Darryl, thanks for bootstrapping the group. Going through this with my father 20 years ago, there was fantastic listserv that unfortunately no longer exists. I'm 59, hoping this medium fills the gap and can age with me.
Given family history, I monitored my PSA, which gradually increased (log scale) from 1.0 to 3.1 over 14 years. But a one-year jump from 2.3 to 3.1 met the criteria for a biopsy, which found Gleason 3+3 in 2 of 12 regions, left and right, "involving 10%..." and "discontinuously involving 50% of the specimen," respectively. Urologist considers DRE palpable on a 25cc prostate, though primary physician didn't feel anything. A year later, PSA is down to 2.3, and I have 3+3 in each of 4 of 12 regions at "2%, 4%, 2%, and 4% of total biopsy lengths" as evaluated by an entirely different pathology lab. Urologist recommends brachytherapy based on increased number of positive biopsy regions as "growth". Oddly, radiation oncologist, if forced to choose, recommends further Active Surveillance (AS). I'll be getting MRI and both germline and Decipher biopsy genotyping.
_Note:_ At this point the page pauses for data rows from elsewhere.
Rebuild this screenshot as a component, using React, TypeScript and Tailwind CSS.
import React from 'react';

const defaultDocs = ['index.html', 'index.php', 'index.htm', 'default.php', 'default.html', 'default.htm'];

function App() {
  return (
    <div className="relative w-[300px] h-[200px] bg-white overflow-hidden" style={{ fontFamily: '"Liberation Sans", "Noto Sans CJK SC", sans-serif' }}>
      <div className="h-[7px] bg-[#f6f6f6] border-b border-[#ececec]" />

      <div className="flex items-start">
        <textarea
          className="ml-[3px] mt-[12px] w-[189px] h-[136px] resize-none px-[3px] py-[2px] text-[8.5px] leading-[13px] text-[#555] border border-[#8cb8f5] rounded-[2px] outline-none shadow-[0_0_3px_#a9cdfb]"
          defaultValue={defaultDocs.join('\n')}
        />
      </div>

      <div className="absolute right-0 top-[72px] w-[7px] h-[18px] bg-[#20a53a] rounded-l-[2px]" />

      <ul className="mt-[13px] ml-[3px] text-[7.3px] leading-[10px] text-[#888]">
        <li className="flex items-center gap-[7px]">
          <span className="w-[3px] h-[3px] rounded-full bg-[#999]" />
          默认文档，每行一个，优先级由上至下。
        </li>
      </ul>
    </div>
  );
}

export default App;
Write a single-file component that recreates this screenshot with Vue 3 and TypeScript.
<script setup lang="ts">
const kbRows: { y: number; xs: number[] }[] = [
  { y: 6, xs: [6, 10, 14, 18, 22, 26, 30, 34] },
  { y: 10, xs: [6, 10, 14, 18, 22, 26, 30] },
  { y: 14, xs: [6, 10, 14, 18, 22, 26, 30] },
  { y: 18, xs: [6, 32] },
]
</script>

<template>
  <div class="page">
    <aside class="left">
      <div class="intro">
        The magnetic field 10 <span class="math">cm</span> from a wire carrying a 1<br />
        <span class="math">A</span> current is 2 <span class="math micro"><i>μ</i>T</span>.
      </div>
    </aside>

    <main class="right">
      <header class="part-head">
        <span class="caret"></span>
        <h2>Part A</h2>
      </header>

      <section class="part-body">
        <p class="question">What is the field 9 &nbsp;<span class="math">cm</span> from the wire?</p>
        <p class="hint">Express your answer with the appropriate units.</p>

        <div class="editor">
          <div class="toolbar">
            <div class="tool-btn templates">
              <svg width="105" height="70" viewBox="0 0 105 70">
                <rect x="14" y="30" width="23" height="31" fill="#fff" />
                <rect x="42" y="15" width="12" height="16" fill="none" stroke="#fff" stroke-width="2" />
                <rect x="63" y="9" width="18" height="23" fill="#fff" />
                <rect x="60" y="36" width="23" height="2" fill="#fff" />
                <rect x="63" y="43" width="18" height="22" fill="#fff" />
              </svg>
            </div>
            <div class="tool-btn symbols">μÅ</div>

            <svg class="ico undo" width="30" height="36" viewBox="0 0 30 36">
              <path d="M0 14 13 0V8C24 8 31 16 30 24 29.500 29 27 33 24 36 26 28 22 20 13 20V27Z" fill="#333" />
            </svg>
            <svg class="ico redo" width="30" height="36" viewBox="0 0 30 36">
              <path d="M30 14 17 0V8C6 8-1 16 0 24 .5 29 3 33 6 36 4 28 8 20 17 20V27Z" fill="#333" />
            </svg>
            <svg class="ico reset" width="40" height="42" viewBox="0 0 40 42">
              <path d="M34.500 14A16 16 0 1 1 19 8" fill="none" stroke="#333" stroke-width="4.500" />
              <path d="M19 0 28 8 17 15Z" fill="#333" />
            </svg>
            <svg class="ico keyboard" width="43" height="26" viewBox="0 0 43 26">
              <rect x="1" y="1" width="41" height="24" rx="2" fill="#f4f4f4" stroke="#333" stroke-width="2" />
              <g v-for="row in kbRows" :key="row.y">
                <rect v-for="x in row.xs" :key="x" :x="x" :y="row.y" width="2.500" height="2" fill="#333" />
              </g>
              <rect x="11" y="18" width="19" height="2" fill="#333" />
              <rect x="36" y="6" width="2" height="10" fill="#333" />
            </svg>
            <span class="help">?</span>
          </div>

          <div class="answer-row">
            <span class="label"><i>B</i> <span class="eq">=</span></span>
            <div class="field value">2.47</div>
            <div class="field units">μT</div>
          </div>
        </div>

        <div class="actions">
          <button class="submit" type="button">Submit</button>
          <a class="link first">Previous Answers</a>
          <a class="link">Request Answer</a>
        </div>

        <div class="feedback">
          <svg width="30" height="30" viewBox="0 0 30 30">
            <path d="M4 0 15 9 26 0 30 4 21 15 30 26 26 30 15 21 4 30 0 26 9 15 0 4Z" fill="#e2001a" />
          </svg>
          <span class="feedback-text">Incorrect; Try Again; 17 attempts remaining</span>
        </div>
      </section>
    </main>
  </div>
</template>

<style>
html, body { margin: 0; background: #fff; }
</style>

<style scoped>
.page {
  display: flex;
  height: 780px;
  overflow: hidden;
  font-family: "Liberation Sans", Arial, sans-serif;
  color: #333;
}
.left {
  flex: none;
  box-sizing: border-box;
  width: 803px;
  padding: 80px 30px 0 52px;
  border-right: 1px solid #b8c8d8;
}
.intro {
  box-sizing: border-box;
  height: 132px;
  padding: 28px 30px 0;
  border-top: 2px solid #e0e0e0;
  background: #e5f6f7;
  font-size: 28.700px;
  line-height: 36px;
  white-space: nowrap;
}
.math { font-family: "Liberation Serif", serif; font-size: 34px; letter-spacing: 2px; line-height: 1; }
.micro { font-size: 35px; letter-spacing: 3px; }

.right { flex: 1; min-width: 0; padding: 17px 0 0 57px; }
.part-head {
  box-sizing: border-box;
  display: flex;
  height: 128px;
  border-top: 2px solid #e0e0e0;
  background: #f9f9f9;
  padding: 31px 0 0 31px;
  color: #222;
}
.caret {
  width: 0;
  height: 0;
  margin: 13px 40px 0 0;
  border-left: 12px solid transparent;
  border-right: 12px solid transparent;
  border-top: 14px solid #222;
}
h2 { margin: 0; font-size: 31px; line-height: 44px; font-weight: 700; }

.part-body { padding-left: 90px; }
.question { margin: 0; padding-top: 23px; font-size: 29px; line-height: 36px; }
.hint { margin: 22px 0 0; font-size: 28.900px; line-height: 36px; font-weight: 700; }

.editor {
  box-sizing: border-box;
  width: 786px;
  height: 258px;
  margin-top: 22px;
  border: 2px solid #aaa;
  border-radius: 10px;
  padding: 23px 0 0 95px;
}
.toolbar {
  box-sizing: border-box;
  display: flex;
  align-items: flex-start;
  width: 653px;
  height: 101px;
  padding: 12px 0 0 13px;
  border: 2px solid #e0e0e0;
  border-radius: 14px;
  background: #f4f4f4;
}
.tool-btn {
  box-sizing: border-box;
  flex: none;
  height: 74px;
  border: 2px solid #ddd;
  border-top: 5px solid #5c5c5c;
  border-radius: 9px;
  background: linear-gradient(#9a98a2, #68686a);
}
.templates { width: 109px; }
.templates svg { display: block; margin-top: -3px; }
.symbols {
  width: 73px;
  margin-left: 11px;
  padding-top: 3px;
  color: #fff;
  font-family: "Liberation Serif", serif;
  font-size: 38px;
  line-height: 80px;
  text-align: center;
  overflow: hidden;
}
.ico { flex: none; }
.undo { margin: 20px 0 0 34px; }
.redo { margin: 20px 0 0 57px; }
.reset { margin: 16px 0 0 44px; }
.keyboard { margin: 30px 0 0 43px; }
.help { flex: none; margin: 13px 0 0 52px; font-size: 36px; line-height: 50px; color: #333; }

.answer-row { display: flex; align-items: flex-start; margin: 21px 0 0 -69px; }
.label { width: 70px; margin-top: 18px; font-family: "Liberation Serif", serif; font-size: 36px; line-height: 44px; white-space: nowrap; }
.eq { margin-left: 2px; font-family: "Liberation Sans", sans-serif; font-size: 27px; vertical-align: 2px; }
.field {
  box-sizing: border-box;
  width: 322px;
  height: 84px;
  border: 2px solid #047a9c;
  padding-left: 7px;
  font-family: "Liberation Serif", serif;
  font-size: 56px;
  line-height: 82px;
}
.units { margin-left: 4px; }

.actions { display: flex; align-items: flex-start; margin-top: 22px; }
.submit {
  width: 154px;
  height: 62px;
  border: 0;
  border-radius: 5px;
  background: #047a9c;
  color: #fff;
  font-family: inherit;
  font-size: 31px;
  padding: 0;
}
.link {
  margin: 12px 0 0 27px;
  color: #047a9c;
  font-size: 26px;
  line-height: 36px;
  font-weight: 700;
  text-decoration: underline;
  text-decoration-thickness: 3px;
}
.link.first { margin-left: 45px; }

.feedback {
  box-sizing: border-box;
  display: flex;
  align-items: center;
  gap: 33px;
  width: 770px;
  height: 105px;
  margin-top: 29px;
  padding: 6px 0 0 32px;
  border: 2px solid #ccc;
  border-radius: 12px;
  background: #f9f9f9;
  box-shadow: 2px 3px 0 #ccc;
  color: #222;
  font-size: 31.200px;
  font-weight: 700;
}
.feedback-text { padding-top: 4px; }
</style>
Absent any troubling results on MRI and genetics, I'm inclined toward waiting another year, doing a biopsy, and ensuring it goes to that second lab for consistency of observation approach. It's not clear to me that the path results are using comparable methods, or that biopsy region increase from 2 to 4 is likely to be anything more than sampling variation.
Any thoughts from the group?
Any other information I should include with my history?